20 Years of The Glow Pt. 2
2001 was a big year in the world of indie rock and folk music. With big releases coming from Spoon, Fugazi, The Strokes, Built to Spill, and many more, The Microphones produced a record that can stack up against any from this year titled The Glow Pt. 2. Released by Phil Elverum and company on September 11, 2001, The Glow Pt. 2 has become one of the most important indie albums of the 21st century. From the iconic album cover depicting an elephant in a forest, to the twisted beauty in the lo-fi, Daniel Johnston-esque vocals, beautiful guitar riffs, and ambient distortion, this album has a lot to offer to any listener looking for something unique. The simplicity of the project may give the music its depth more than anything, along with Elverum’s touching and very personal songwriting.
Before even listening to the record, just taking a moment to observe the cover art can help uncover some of what Elverum may have intended to communicate with the tracks. A pine forest under moonlight can be a very beautiful and peaceful place, but an elephant is a loud and rambunctious animal that stands out, especially in this environment. This could have been Elverum’s way of depicting how soft and beautiful some of the tracks are, and how loud and overpowering others are. Or perhaps it was another way for Phil to make the album personal, showing how he and possibly his bandmates, along with anyone who is truthful to themselves, sometimes feels out of place and uncomfortable in their environment, or maybe even their own skin.

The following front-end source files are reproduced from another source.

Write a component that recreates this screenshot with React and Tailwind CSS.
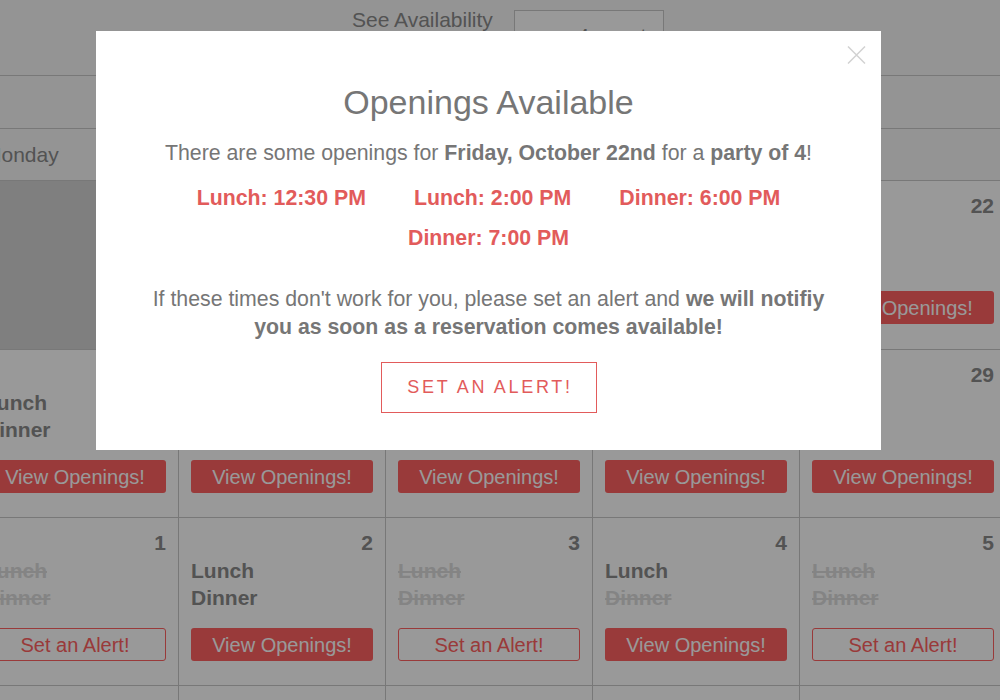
import React from "react";

const dayNames = ["Monday", "Tuesday", "Wednesday", "Thursday", "Friday"];

// l / dn = lunch / dinner has openings
const weeks = [
  [
    { d: 18, past: true },
    { d: 19, l: true, dn: false },
    { d: 20, l: true, dn: true },
    { d: 21, l: false, dn: true },
    { d: 22, l: true, dn: true },
  ],
  [
    { d: 25, l: true, dn: true },
    { d: 26, l: true, dn: true },
    { d: 27, l: true, dn: false },
    { d: 28, l: false, dn: true },
    { d: 29, l: true, dn: true },
  ],
  [
    { d: 1, l: false, dn: false },
    { d: 2, l: true, dn: true },
    { d: 3, l: false, dn: false },
    { d: 4, l: true, dn: false },
    { d: 5, l: false, dn: false },
  ],
  [
    { d: 8, l: true, dn: true },
    { d: 9, l: true, dn: true },
    { d: 10, l: false, dn: false },
    { d: 11, l: true, dn: true },
    { d: 12, l: true, dn: false },
  ],
];

const times = ["Lunch: 12:30 PM", "Lunch: 2:00 PM", "Dinner: 6:00 PM", "Dinner: 7:00 PM"];

const Meal = ({ open, children }) => (
  <div className={open ? "text-[#8a8a8a]" : "text-[#dcdcdc] line-through"}>{children}</div>
);

const DayCell = ({ day }) => {
  if (day.past) {
    return <div className="border-r border-[#c8c8c8] bg-[#d4d4d4]" />;
  }
  const hasOpenings = day.l || day.dn;
  return (
    <div className="flex flex-col border-r border-[#c8c8c8] px-[12px] pt-[13px]">
      <div className="text-right text-[21px] font-bold leading-[24px] text-[#8a8a8a]">{day.d}</div>
      <div className="mt-[2px] text-[21px] font-bold leading-[27px]">
        <Meal open={day.l}>Lunch</Meal>
        <Meal open={day.dn}>Dinner</Meal>
      </div>
      {hasOpenings ? (
        <button className="mt-[17px] h-[33px] w-full rounded-[3px] bg-[#ff6161] text-[20px] text-white">
          View Openings!
        </button>
      ) : (
        <button className="mt-[17px] h-[33px] w-full rounded-[3px] border border-[#ff6161] bg-white text-[20px] text-[#ff6161]">
          Set an Alert!
        </button>
      )}
    </div>
  );
};

export default function App() {
  return (
    <div className="relative h-[700px] w-[1000px] overflow-hidden bg-white font-['Liberation_Sans',Arial,sans-serif]">
      {/* page behind the modal */}
      <div className="flex h-[76px] items-start border-b border-[#c8c8c8] bg-[#f7f7f7] pl-[352px] pt-[8px]">
        <div className="text-[21px] leading-[24px] text-[#8a8a8a]">See Availability</div>
        <div className="ml-[21px] mt-[2px] flex h-[48px] w-[150px] items-start justify-end border border-[#c8c8c8] bg-white pr-[6px] pt-[13px] text-[21px] leading-[24px] text-[#8a8a8a]">
          4 guests
        </div>
      </div>

      <div className="flex h-[53px] items-center justify-center gap-6 border-b border-[#c8c8c8] bg-[#f7f7f7] text-[21px] text-[#8a8a8a]">
        <span>‹</span>
        <span className="font-bold">October 2021</span>
        <span>›</span>
      </div>

      <div className="ml-[-28px] grid h-[52px] grid-cols-[repeat(5,207px)] items-center border-b border-[#c8c8c8] bg-[#f7f7f7] text-[21px] text-[#8a8a8a]">
        {dayNames.map((name) => (
          <div key={name} className="pl-[12px]">
            {name}
          </div>
        ))}
      </div>

      {weeks.map((week, i) => (
        <div
          key={i}
          className={`ml-[-28px] grid grid-cols-[repeat(5,207px)] border-b border-[#c8c8c8] ${
            i === 0 ? "h-[169px]" : "h-[168px]"
          }`}
        >
          {week.map((day) => (
            <DayCell key={day.d} day={day} />
          ))}
        </div>
      ))}

      {/* dim overlay */}
      <div className="absolute inset-0 bg-black/40" />

      {/* modal */}
      <div className="absolute left-[96px] top-[31px] h-[419px] w-[785px] bg-white px-[48px] pt-[51px] text-center text-[#767676]">
        <button className="absolute right-[15px] top-[15px]" aria-label="Close">
          <svg width="19" height="18" viewBox="0 0 19 18" fill="none" stroke="#d2d2d2" strokeWidth="1.5">
            <path d="M1 0.5 L18 17.5 M18 0.5 L1 17.5" />
          </svg>
        </button>

        <h2 className="text-[34px] leading-[40px]">Openings Available</h2>

        <p className="mt-[17px] text-[21.3px] leading-[28px]">
          There are some openings for <b>Friday, October 22nd</b> for a <b>party of 4</b>!
        </p>

        <div className="mt-[17px] flex flex-wrap justify-center gap-x-[48px] gap-y-[12px] text-[21.3px] font-bold leading-[28px] text-[#e25b5b]">
          {times.map((t) => (
            <span key={t}>{t}</span>
          ))}
        </div>

        <p className="mt-[33px] text-[21.3px] leading-[28px]">
          If these times don't work for you, please set an alert and{" "}
          <b>we will notifiy you as soon as a reservation comes available!</b>
        </p>

        <button className="mx-auto mt-[21px] flex h-[51px] w-[216px] items-center justify-center border border-[#e25b5b] pl-[3px] text-[18px] tracking-[2.7px] text-[#e25b5b]">
          SET AN ALERT!
        </button>
      </div>
    </div>
  );
}
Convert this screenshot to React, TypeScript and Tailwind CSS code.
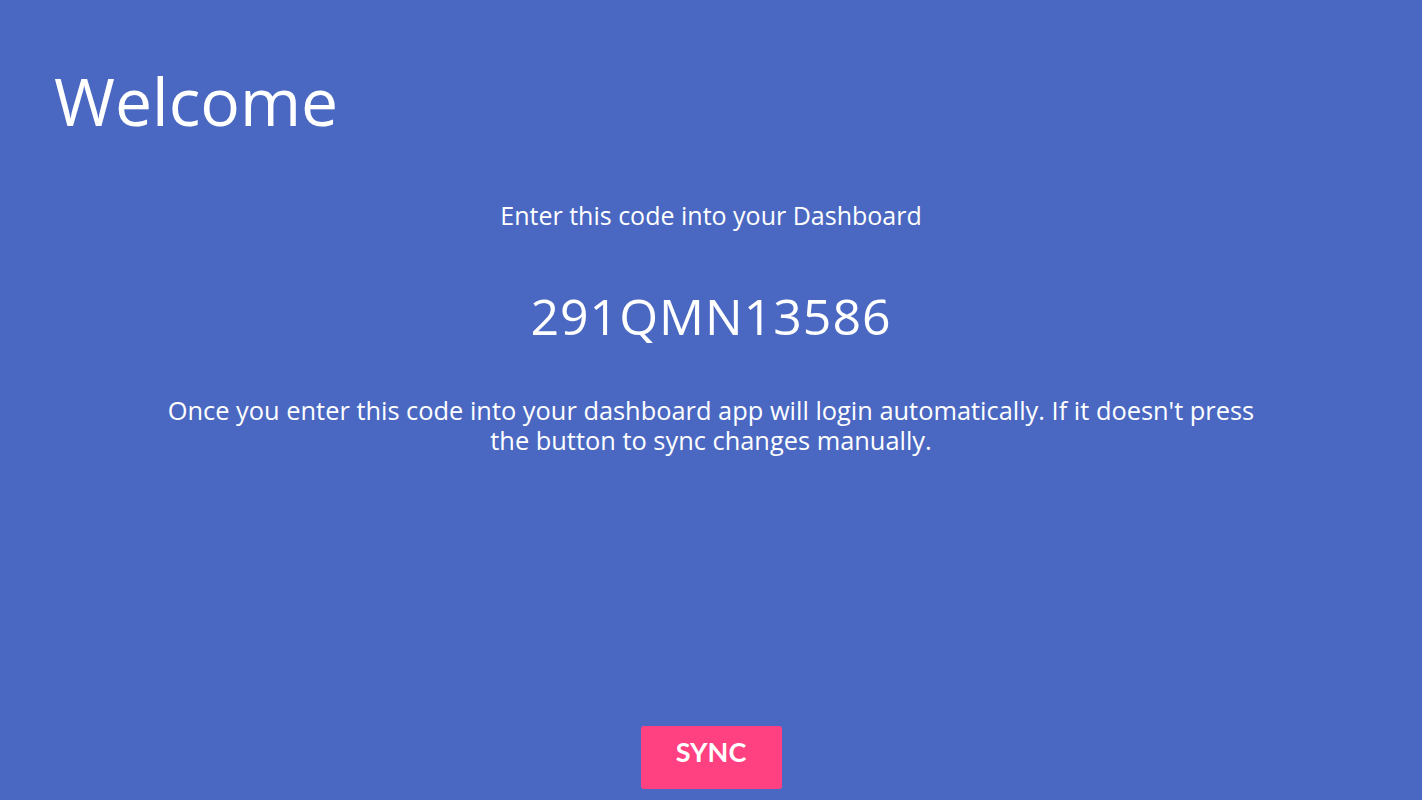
import React from 'react';

const App: React.FC = () => {
  return (
    <div className="w-full h-[800px] bg-[#4a68c2] text-white flex flex-col font-['Open_Sans',sans-serif] overflow-hidden">
      <h1 className="pl-[54px] pt-[56px] text-[66px] leading-[88px] font-normal">Welcome</h1>
      <div className="flex flex-col items-center text-center">
        <p className="mt-[54px] text-[25px] leading-[34px]">Enter this code into your Dashboard</p>
        <p className="mt-[54px] text-[50px] leading-[60px] tracking-[1px]">291QMN13586</p>
        <p className="mt-[49px] max-w-[1100px] text-[25.4px] leading-[30px]">
          Once you enter this code into your dashboard app will login automatically. If it doesn't press the button to sync changes manually.
        </p>
      </div>
      <div className="mt-auto mb-[11px] flex justify-center">
        <button className="w-[141px] h-[63px] pb-[10px] rounded-[3px] bg-[#ff4081] font-['Lato',sans-serif] text-[27px] font-bold text-white">
          SYNC
        </button>
      </div>
    </div>
  );
};

export default App;
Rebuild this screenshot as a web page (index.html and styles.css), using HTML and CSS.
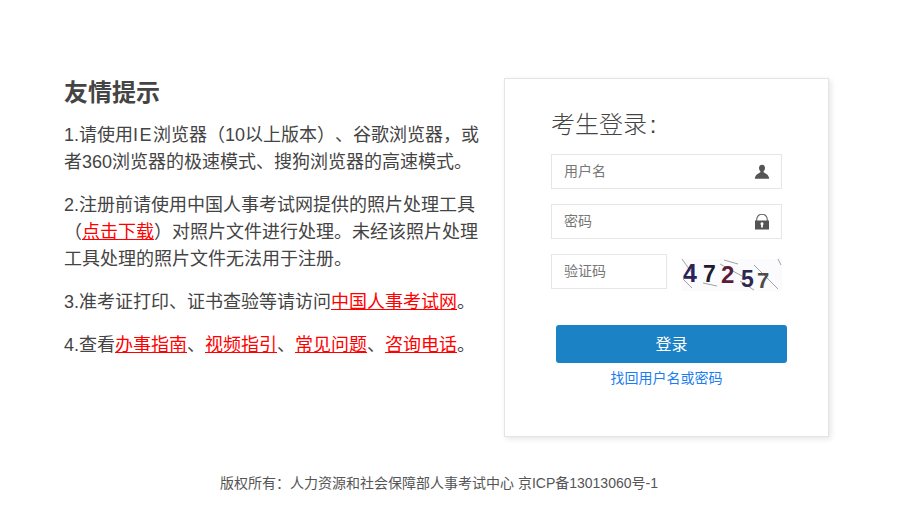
FILE: index.html
```html
<!DOCTYPE html>
<html lang="zh-CN">
<head>
<meta charset="utf-8">
<title>考生登录</title>
<link rel="stylesheet" href="styles.css">
</head>
<body>
<main class="page">
  <div class="content">
    <section class="tips">
      <h2 class="tips-title">友情提示</h2>
      <p class="tip">1.请使用<span class="latin-wide">IE</span>浏览器（10以上版本）、谷歌浏览器，或者360浏览器的极速模式、搜狗浏览器的高速模式。</p>
      <p class="tip">2.注册前请使用中国人事考试网提供的照片处理工具（<a class="tip-link" href="#">点击下载</a>）对照片文件进行处理。未经该照片处理工具处理的照片文件无法用于注册。</p>
      <p class="tip">3.准考证打印、证书查验等请访问<a class="tip-link" href="#">中国人事考试网</a>。</p>
      <p class="tip">4.查看<a class="tip-link" href="#">办事指南</a>、<a class="tip-link" href="#">视频指引</a>、<a class="tip-link" href="#">常见问题</a>、<a class="tip-link" href="#">咨询电话</a>。</p>
    </section>
    <section class="panel">
      <h3 class="panel-title">考生登录 :</h3>
      <div class="field">
        <span class="field-text">用户名</span>
        <svg class="field-icon" width="16" height="16" viewBox="0 0 16 16"><path fill="#555" d="M8 .8C6 .8 5 2.200 5 3.900c0 1.300.5 2.500 1.300 3.200.2.600.1 1-.3 1.300C5 9.300 1.200 10 .8 14.800h14.400C14.800 10 11 9.300 10 8.400c-.4-.3-.5-.7-.3-1.300C10.500 6.400 11 5.200 11 3.900 11 2.200 10 .8 8 .8z"/></svg>
      </div>
      <div class="field">
        <span class="field-text">密码</span>
        <svg class="field-icon" width="16" height="16" viewBox="0 0 16 16"><path fill="none" stroke="#666" stroke-width="1.100" d="M2.700 7V5.500a5.300 5.300 0 0 1 10.600 0V7"/><path fill="#555" fill-rule="evenodd" d="M1 6.500h14V15.500H1zM8 8.300a1.500 1.500 0 0 0-.9 2.700V13.500h1.800V11A1.500 1.500 0 0 0 8 8.300z"/></svg>
      </div>
      <div class="captcha-row">
        <div class="field field-short"><span class="field-text">验证码</span></div>
        <svg class="captcha" width="100" height="32" viewBox="0 0 100 32">
          <g fill="none" stroke="#8a8a8a" stroke-width=".8">
            <path d="M0 0l10 14M1 20l9 9"/><path d="M21 24l14 3"/><path d="M38 5l22 12"/><path d="M58 22l14 9"/><path d="M72 6l24 24"/><path d="M96 0l3 6"/><path d="M42 1l14 4"/>
          </g>
          <g class="captcha-text">
            <text x="1" y="23" fill="#2b2358" font-size="25">4</text>
            <text x="21" y="23" fill="#1c1c2c" font-size="23">7</text>
            <text x="39" y="24" fill="#5c1c3c" font-size="24">2</text>
            <text x="59" y="28" fill="#2c2850" font-size="23">5</text>
            <text x="75" y="29" fill="#4c4c4c" font-size="22">7</text>
          </g>
        </svg>
      </div>
      <button class="submit" type="button">登录</button>
      <a class="recover" href="#">找回用户名或密码</a>
    </section>
  </div>
  <footer class="footer">版权所有：人力资源和社会保障部人事考试中心 京ICP备13013060号-1</footer>
</main>
</body>
</html>
```
FILE: styles.css
```css
* { box-sizing: border-box; }
html, body { margin: 0; padding: 0; background: #fff; }
body {
  font-family: "Liberation Sans", "Noto Sans CJK SC", sans-serif;
  color: #444;
  text-spacing-trim: space-all;
}
.page { width: 902px; height: 527px; padding-top: 78px; overflow: hidden; }
.content { display: flex; align-items: flex-start; padding-left: 64px; }
.tips { width: 416px; margin-right: 24px; padding-top: 1px; }
.tips-title {
  margin: 0;
  font-size: 24px;
  line-height: 28px;
  font-weight: 700;
  color: #444;
}
.tip {
  margin: 0 0 16px;
  font-size: 18px;
  line-height: 27px;
  color: #444;
}
.tips-title + .tip { margin-top: 15px; }
.tip-link { color: #f00; text-decoration: underline; }
.latin-wide { letter-spacing: 1.5px; }
.panel {
  width: 325px;
  height: 359px;
  padding: 27px 46px 0;
  background: #fff;
  border: 1px solid #e4e4e4;
  box-shadow: 2px 2px 6px rgba(0, 0, 0, .10);
}
.panel-title {
  margin: 0 0 14px;
  padding-top: 2px;
  height: 34px;
  font-size: 24px;
  line-height: 34px;
  font-weight: 300;
  word-spacing: -4px;
  color: #444;
}
.field {
  display: flex;
  align-items: center;
  justify-content: space-between;
  width: 231px;
  height: 35px;
  margin-bottom: 15px;
  padding: 0 11px 0 12px;
  border: 1px solid #e6e6e6;
  background: #fff;
}
.field-text { padding-bottom: 4px; font-size: 14px; color: #777; }
.field-icon { display: block; }
.captcha-row { display: flex; align-items: flex-start; width: 231px; justify-content: space-between; }
.field-short { width: 116px; margin-bottom: 0; }
.captcha { display: block; margin-top: 5px; background: #fbfbfd; overflow: visible; }
.captcha-text { font-family: "Liberation Sans", sans-serif; font-weight: 700; }
.submit {
  display: block;
  width: 231px;
  height: 38px;
  margin: 34px 0 0 5px;
  padding: 0 0 3px;
  border: 0;
  border-radius: 3px;
  background: #1b82c6;
  color: #fff;
  font-family: inherit;
  font-size: 16px;
}
.recover {
  display: block;
  width: 231px;
  margin-top: 6px;
  text-align: center;
  font-size: 14px;
  line-height: 18px;
  color: #1a7df0;
  text-decoration: none;
}
.footer {
  margin-top: 37px;
  padding-left: 220px;
  font-size: 14px;
  line-height: 18px;
  color: #555;
}
```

This is one of those albums that are best listened to by hitting play and not doing anything until it’s over. It may sound cliché, but the project is so well-rounded top to bottom that a chronological listen may be the best route, at least for your first go. The first four tracks, “I Want Wind to Blow,” “The Glow, Pt. 2,” “The Moon,” and “Headless Horseman,” are some of the Elverum’s best and most iconic songs in his long and illustrious music career. As you work your way through the album, you will find a mirage of songs harsh and soft, all in one way or another connecting to you, or at least being a window into Elverum’s mind and feelings at the time. His use of natural imagery throughout, paired with soft acoustic guitar and ambient background effects makes the project feel nostalgic at first listen. And just as the project began, it ends with some of its best songs, including “I Felt Your Shape,” “Samurai Sword,” and lastly, “My Warm Blood.”
This simple composition of 20 tracks has had just as big of an impact on indie music as any over the last 20 years, and it has brought joy and comfort to so many. Elverum put out some of his best work with this album, but there are loads of other projects he has made since, under The Microphones, Mount Eerie, and as a solo artist. Still, it would be a tall task for the ever-talented musician and producer to come up with something that can rival this project’s relatability, influence, and outright beauty.